Attended by several hundred people, the conference did garner the attention of the Fox News Channel and CNN's Glenn Beck, received coverage in several mainstream newspapers, and there were reports galore on online news sites and blogs.

None of which satisfied BMI's Nathan Burchfiel and Amy Menefee who complained, in a piece on the BMI website dated March 3, that ABC's "World News," CBS's "Evening News" and NBC's "Nightly News" "couldn't find time in the half-hour broadcasts March 3 to mention" the conference.

With hopes that "The 2008 International Conference on Climate Change" will lead to a revitalized anti-global warming movement, organizers have declared their desire to take the show on the road: "The 2008 International Conference on Climate Change is the first major international conference questioning global warming alarmism, but it will not be the last one.

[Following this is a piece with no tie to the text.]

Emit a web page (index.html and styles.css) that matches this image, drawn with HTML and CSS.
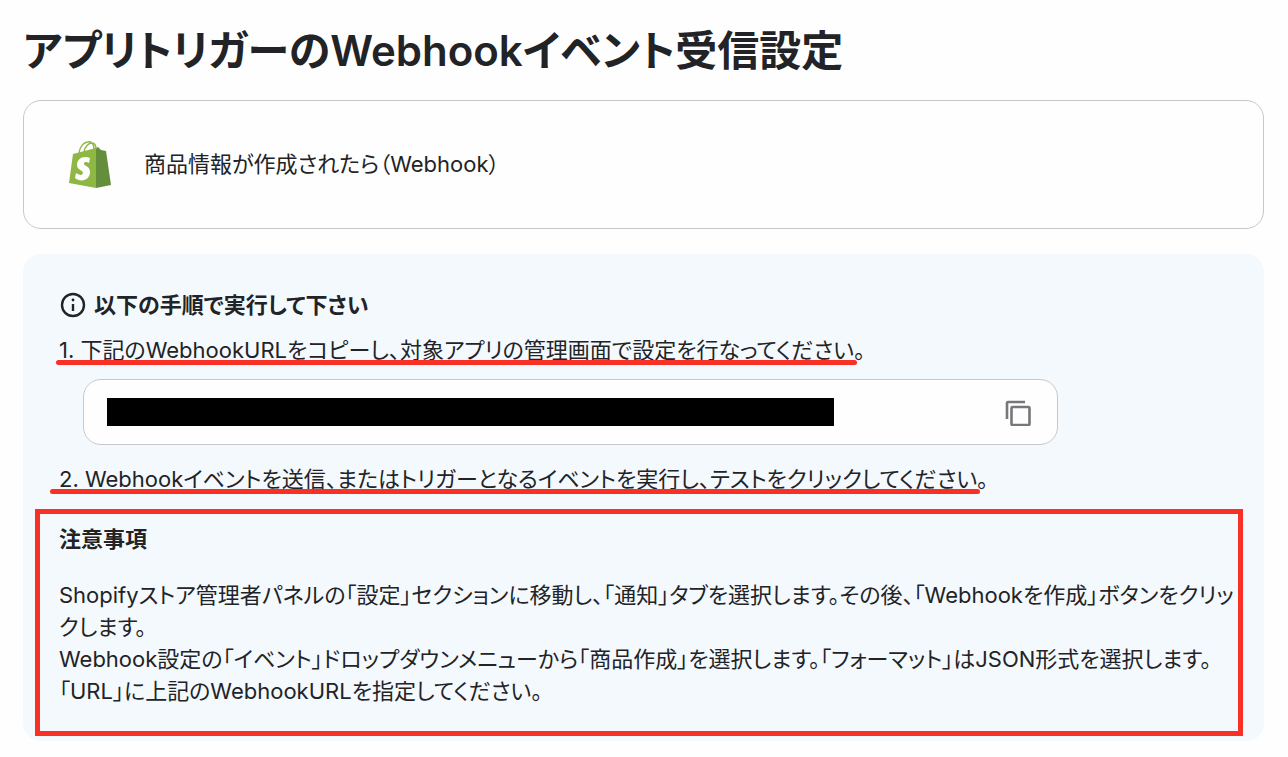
FILE: index.html
```html
<!DOCTYPE html>
<html lang="ja">

<head>
    <meta charset="UTF-8">
    <meta name="viewport" content="width=device-width, initial-scale=1.0">
    <title>アプリトリガーのWebhookイベント受信設定</title>
    <link rel="stylesheet" href="styles.css">
</head>

<body>
    <main class="page">
        <h1 class="page-title">アプリトリガーのWebhookイベント受信設定</h1>

        <section class="trigger-card">
            <svg class="app-logo" viewBox="0 0 42 48" aria-hidden="true">
                <path d="M4 14 L27 8 L27 48 L0 43 Z" fill="#8fb743" />
                <path d="M27 8 L29 7 L32 10 L37 11 L42 45 L27 48 Z" fill="#658e3c" />
                <path d="M10 13 C11 6 15 2 19 2 C23 1 25 5 25 9 M15 12 C16 6 20 3 23 3 C26 3 27 6 27 9" fill="none" stroke="#8db849" stroke-width="1.5" />
                <path d="M21 18 C14 15 8 19 8 25 C8 30 14 30 14 33 C13 36 10 35 7 33 L6 38 C12 43 21 40 21 32 C21 26 15 26 15 24 C15 21 18 22 20 23 Z" fill="#fff" />
            </svg>
            <p>商品情報が作成されたら（Webhook）</p>
        </section>

        <section class="guide">
            <h2 class="guide-title">
                <svg class="info-icon" viewBox="0 0 28 28" aria-hidden="true">
                    <circle cx="14" cy="14" r="11" fill="none" stroke="currentColor" stroke-width="2.4" />
                    <path d="M14 13 V20" stroke="currentColor" stroke-width="2.4" />
                    <circle cx="14" cy="9" r="1.4" fill="currentColor" />
                </svg>
                以下の手順で実行して下さい
            </h2>

            <p class="step step-copy">1. 下記のWebhookURLをコピーし、対象アプリの管理画面で設定を行なってください。</p>
            <div class="url-field">
                <input class="url-input" type="text" aria-label="WebhookURL" readonly>
                <button class="copy-button" type="button" aria-label="コピー">
                    <svg viewBox="0 0 28 28" aria-hidden="true">
                        <path d="M3 21 V5 Q3 4 4 4 H21" fill="none" stroke="currentColor" stroke-width="2.6" />
                        <rect x="7.5" y="9" width="18" height="18" rx="1" fill="none" stroke="currentColor" stroke-width="2.6" />
                    </svg>
                </button>
            </div>
            <p class="step step-test">2. Webhookイベントを送信、またはトリガーとなるイベントを実行し、テストをクリックしてください。</p>

            <div class="notes">
                <h3 class="notes-title">注意事項</h3>
                <p>Shopifyストア管理者パネルの「設定」セクションに移動し、「通知」タブを選択します。その後、「Webhookを作成」ボタンをクリックします。</p>
                <p>Webhook設定の「イベント」ドロップダウンメニューから「商品作成」を選択します。「フォーマット」はJSON形式を選択します。</p>
                <p>「URL」に上記のWebhookURLを指定してください。</p>
            </div>
        </section>
    </main>
</body>

</html>
```

FILE: styles.css
```css
* {
    box-sizing: border-box;
}

body {
    margin: 0;
    background-color: #fefefe;
    color: #222326;
    font-family: Inter, "Noto Sans CJK JP", sans-serif;
    font-size: 22px;
    line-height: 32px;
    font-feature-settings: "palt";
}

h1,
h2,
h3,
p {
    margin: 0;
}

.page {
    padding: 21px 24px 16px 23px;
}

.page-title {
    font-size: 42px;
    font-weight: 600;
    line-height: 60px;
    margin-bottom: 19px;
}

.trigger-card {
    display: flex;
    align-items: center;
    gap: 33px;
    padding: 39px 45px 40px;
    border: 1px solid #c8c8cc;
    border-radius: 18px;
    margin-bottom: 25px;
}

.app-logo {
    width: 42px;
    height: 48px;
}

/* Steps panel */
.guide {
    padding: 35px 36px 5px;
    border-radius: 18px;
    background-color: #f4f9fd;
}

.guide-title {
    display: flex;
    align-items: center;
    gap: 7px;
    font-size: 22px;
    font-weight: 600;
    margin-bottom: 13px;
}

.info-icon {
    width: 28px;
    height: 28px;
}

.step {
    position: relative;
    width: fit-content;
}

/* Red marker line under each step */
.step::after {
    content: "";
    position: absolute;
    right: 8px;
    bottom: 1px;
    left: -3px;
    height: 5px;
    border-radius: 3px;
    background-color: #f93026;
}

.step-test::after {
    left: -9px;
}

.url-field {
    display: flex;
    align-items: center;
    justify-content: space-between;
    max-width: 975px;
    margin: 13px 0 18px 24px;
    padding: 16px 23px;
    border: 1px solid #c8c8cc;
    border-radius: 18px;
    background-color: #fefefe;
}

.url-input {
    flex: 0 1 727px;
    min-width: 0;
    height: 28px;
    padding: 0;
    border: 0;
    background-color: #000;
}

.copy-button {
    width: 32px;
    height: 32px;
    padding: 2px;
    border: 0;
    background: none;
    color: #77777b;
    cursor: pointer;
}

.copy-button svg {
    display: block;
}

.notes {
    margin: 14px -15px 0 -24px;
    padding: 9px 0 24px 19px;
    border: 5px solid #f93026;
}

.notes-title {
    font-size: 22px;
    font-weight: 600;
    margin-bottom: 24px;
}
```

This event is intended to be a catalyst for future meetings, collaboration among scientists, economists, and policy experts, new research, and new publications."

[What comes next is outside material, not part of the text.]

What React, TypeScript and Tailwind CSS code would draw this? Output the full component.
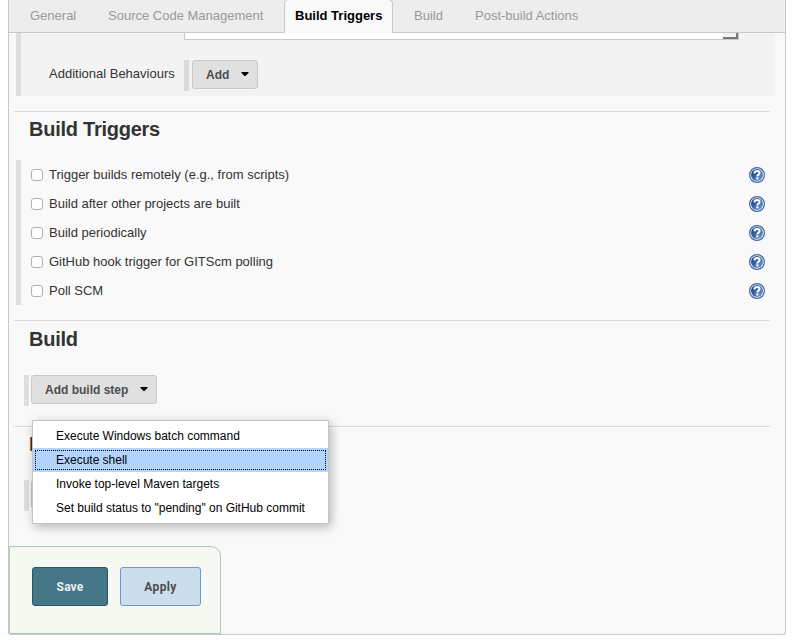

"The proceedings will be transcribed, edited, and published as a major contribution to the debate over global warming. Other possible follow-up activities now being discussed include: an event in London in 2009; launch of a new journal devoted to climate change; launch of an association of philanthropists willing to support further research and public education opposing global warming alarmism; support for an International Climate Science Coalition that will act as an alternative voice to the Intergovernmental Panel on Climate Change; and expanded cooperation among the scores of organizations currently sponsoring research, publications, and events on the dubious claims in support of the theory of man-made catastrophic global warming," the conference organizers wrote.

Reasononline science correspondent Ronald Bailey reported that while "occasionally there was something of a camp-meeting atmosphere among participants," it was evident that "Climate skeptics don't agree among themselves about what, if anything, is going on with the world's climate."